_Exercise goal_
Your task is to quote the listing below exactly, beginning with its first line and ending on the line bearing "No file chosen</div>".

_Given information_
== == ==
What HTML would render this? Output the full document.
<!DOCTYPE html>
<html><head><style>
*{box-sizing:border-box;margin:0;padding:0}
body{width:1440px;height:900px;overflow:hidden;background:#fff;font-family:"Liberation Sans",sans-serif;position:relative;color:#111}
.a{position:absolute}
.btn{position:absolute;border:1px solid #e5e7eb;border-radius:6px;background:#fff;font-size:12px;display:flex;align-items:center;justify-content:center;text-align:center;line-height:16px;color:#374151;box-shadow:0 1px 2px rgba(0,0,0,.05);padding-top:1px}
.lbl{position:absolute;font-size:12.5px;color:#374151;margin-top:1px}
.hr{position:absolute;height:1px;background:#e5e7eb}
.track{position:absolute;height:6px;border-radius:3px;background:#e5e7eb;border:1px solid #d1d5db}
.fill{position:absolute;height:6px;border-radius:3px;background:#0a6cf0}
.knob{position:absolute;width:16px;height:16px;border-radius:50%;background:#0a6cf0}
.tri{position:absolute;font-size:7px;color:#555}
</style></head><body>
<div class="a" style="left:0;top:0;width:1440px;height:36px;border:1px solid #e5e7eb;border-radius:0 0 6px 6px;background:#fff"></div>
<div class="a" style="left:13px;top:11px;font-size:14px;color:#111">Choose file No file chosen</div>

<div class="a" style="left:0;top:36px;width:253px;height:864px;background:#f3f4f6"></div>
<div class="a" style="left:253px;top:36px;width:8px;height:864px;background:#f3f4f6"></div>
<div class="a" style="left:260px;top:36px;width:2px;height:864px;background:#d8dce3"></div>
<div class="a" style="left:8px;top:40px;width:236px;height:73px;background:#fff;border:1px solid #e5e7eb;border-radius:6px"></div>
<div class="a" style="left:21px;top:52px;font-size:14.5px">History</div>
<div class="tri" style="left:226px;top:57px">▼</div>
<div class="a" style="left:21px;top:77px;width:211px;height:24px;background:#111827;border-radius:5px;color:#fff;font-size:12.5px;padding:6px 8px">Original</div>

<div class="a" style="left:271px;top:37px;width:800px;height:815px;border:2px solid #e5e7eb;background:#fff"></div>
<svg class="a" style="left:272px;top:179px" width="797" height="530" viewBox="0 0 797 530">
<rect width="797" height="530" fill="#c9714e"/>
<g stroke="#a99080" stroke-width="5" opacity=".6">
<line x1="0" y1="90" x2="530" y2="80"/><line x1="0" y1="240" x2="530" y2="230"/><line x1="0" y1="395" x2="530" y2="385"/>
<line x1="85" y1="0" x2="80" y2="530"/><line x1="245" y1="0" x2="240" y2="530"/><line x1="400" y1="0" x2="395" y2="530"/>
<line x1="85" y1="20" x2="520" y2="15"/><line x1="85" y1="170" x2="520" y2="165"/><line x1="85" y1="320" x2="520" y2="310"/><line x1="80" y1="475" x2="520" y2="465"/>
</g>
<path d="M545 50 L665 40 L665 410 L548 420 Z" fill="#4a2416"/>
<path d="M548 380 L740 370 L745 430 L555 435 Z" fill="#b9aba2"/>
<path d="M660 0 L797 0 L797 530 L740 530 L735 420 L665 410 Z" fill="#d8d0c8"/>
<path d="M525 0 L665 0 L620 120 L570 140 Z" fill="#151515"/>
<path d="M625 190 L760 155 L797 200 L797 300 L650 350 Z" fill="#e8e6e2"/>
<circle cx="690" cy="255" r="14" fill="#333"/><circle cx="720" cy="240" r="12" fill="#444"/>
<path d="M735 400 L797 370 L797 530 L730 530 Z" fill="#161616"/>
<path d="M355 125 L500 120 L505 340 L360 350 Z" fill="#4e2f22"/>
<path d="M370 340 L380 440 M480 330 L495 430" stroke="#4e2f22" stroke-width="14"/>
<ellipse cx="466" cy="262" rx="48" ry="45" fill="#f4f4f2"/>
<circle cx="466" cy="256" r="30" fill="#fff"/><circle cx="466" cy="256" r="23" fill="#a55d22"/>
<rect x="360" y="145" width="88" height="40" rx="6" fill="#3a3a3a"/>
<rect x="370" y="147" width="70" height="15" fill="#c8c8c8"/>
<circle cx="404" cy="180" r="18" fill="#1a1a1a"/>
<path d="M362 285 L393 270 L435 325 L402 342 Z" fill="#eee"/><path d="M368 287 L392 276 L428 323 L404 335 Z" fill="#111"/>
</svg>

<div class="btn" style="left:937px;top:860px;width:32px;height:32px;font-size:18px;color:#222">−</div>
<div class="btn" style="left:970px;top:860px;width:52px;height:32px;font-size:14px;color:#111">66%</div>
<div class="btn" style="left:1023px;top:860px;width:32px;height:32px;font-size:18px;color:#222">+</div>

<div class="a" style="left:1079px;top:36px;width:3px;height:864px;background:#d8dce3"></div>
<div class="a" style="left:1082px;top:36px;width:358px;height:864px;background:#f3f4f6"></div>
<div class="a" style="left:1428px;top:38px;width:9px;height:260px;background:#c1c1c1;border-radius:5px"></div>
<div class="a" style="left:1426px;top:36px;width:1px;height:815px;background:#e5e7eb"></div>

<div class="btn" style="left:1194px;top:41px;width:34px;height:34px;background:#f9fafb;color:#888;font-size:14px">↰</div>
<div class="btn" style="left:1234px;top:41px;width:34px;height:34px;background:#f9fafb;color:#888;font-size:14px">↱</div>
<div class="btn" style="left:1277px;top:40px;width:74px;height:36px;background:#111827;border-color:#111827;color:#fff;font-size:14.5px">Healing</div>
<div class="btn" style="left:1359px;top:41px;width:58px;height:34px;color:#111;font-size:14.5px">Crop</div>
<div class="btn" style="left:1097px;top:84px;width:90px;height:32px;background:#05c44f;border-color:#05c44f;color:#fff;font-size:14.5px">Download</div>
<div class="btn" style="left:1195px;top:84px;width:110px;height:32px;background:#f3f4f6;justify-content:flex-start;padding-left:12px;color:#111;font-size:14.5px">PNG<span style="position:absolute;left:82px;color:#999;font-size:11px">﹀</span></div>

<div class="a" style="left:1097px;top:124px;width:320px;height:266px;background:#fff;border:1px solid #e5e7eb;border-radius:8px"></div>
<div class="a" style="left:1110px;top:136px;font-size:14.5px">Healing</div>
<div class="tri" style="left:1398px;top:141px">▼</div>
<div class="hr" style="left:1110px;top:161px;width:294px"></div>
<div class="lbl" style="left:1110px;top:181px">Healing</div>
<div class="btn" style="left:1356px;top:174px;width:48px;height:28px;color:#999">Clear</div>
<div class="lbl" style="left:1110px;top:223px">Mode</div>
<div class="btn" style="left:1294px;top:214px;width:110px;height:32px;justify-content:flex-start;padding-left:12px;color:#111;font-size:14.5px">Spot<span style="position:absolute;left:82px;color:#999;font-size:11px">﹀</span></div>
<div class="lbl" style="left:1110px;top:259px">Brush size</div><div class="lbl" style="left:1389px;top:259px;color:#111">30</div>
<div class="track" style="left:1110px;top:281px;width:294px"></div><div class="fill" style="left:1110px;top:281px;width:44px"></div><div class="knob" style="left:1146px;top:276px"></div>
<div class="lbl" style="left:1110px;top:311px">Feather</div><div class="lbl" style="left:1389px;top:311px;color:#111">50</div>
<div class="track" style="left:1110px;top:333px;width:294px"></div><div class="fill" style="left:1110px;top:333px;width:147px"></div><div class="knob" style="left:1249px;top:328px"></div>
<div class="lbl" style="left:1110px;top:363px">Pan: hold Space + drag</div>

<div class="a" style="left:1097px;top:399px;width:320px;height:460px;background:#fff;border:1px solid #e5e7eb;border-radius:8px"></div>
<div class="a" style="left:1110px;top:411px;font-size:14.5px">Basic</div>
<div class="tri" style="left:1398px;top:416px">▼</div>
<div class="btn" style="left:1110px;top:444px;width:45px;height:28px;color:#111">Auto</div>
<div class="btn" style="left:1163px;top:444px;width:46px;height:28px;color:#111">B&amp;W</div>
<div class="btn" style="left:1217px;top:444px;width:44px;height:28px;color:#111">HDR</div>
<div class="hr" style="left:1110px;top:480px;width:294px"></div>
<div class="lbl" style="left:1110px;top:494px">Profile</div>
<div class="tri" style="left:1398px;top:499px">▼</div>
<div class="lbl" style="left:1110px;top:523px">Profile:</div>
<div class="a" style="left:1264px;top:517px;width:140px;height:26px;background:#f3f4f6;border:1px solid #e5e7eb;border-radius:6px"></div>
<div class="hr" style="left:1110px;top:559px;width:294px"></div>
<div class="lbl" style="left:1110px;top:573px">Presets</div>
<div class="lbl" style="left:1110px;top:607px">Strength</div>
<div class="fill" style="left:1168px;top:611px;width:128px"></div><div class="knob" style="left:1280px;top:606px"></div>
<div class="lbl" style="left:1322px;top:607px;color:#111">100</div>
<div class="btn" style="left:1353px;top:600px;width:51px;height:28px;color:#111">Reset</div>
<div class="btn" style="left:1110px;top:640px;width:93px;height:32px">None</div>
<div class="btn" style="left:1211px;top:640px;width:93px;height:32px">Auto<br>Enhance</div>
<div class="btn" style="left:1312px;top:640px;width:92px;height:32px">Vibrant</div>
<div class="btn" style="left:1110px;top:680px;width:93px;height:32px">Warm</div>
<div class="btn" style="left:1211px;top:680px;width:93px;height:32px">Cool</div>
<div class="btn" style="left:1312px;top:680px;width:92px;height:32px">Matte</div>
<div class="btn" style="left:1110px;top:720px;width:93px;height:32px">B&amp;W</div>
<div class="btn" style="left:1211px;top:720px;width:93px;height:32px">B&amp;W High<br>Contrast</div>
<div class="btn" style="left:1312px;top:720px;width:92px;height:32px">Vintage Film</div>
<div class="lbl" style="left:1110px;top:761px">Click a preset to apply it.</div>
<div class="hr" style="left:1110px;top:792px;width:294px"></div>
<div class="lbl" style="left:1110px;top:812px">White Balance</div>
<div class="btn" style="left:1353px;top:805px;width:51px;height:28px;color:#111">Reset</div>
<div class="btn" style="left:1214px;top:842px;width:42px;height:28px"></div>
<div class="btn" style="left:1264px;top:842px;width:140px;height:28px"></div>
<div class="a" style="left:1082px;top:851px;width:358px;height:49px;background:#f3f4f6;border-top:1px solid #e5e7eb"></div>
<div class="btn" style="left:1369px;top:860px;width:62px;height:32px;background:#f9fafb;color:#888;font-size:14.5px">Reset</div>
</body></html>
== == ==
_Complete response_
What HTML would render this? Output the full document.
<!DOCTYPE html>
<html><head><style>
*{box-sizing:border-box;margin:0;padding:0}
body{width:1440px;height:900px;overflow:hidden;background:#fff;font-family:"Liberation Sans",sans-serif;position:relative;color:#111}
.a{position:absolute}
.btn{position:absolute;border:1px solid #e5e7eb;border-radius:6px;background:#fff;font-size:12px;display:flex;align-items:center;justify-content:center;text-align:center;line-height:16px;color:#374151;box-shadow:0 1px 2px rgba(0,0,0,.05);padding-top:1px}
.lbl{position:absolute;font-size:12.5px;color:#374151;margin-top:1px}
.hr{position:absolute;height:1px;background:#e5e7eb}
.track{position:absolute;height:6px;border-radius:3px;background:#e5e7eb;border:1px solid #d1d5db}
.fill{position:absolute;height:6px;border-radius:3px;background:#0a6cf0}
.knob{position:absolute;width:16px;height:16px;border-radius:50%;background:#0a6cf0}
.tri{position:absolute;font-size:7px;color:#555}
</style></head><body>
<div class="a" style="left:0;top:0;width:1440px;height:36px;border:1px solid #e5e7eb;border-radius:0 0 6px 6px;background:#fff"></div>
<div class="a" style="left:13px;top:11px;font-size:14px;color:#111">Choose file No file chosen</div>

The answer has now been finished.